I'd recommend using the Kinesis Client Library instead of the low-level kinesis client (as above), but otherwise this is one working method. I'm not sure if it's the best method, though. For that, the forums or stack overflow might be able to help.

LMK if there's anything else we can help with.

danotorrey commented 5 years ago

@millems Thank you so much for the responses. We had used Kinesis in the past, and it works well. If this completely ran in our AWS account, we would definitely go that route. However, our application is run by many, many end users/companies. Requiring the Kinesis setup for all of them adds a lot of complexity (and extra cost). One of our major goals for this project/feature is to eliminate the need for Kinesis to simplify the setup.

Another option: Filter and read by past time ranges. The only issue is if new messages come in with an earlier timestamp for a range that has already been read. Is there any way to filter by ingested time instead?

Also, is there any way to filter by event id? Is the event id always sequential chronologically? Another option would be to go back and read past messages until I find an event that is beyond the id of the last event I read.

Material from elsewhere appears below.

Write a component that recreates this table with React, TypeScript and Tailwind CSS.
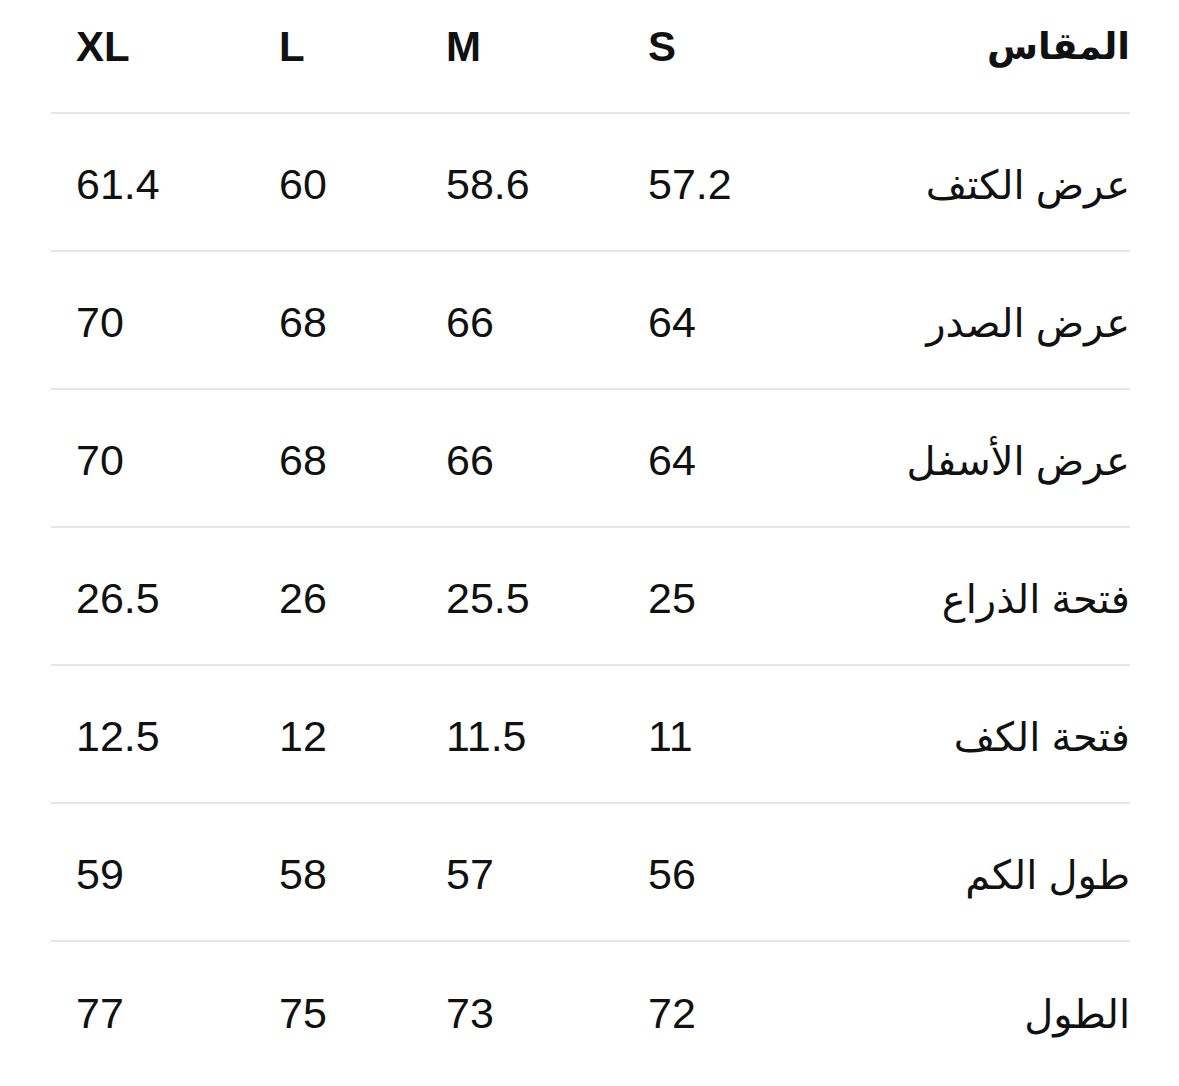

millems commented 5 years ago

We've definitely pushed past my knowledge on cloudwatch logs. The AWS forums or stack overflow is more knowledgeable on these types of issues. Could you ask there and cross-link with this issue so that people who come here from google can follow up?

danotorrey commented 5 years ago

@millems after looking at this very closely with our team, we have confirmed that CloudWatch does not support real time streaming and tailing. Kinesis (via Log Group subscription) or a Lambda function with a CloudWatch Logs trigger are the only ways we could find to get realtime logs from CloudWatch. So, to get guaranteed streaming with no missed messages, one of these services must be used.

The core of the issue is that the CloudWatch API and CLI only support filtering of logs by timestamp (and not ingestion time). The timestamp is user-definable. Even if we were polling for recent time ranges to simulate streaming/tailing, It's possible that a set of logs with timestamps older than the current polling time range are delivered to the log group. These messages would be lost.

There are third party tools available that use the AWS API to provide tailing functionality (such as saw, awslogs, and cw). These tools are great, and many users are happy with them. These tools use an event id or timestamp cache to not read past messages. Unfortunately, this does not always solve the delayed log message (with older timestamp issue) for our use case. Nevertheless, we have a solid workaround with Kinesis. Thanks for the sample code earlier.

Just wanted to circle back around with the result from our investigation. Thanks again for the help.

millems commented 5 years ago

Thanks for closing the loop on this!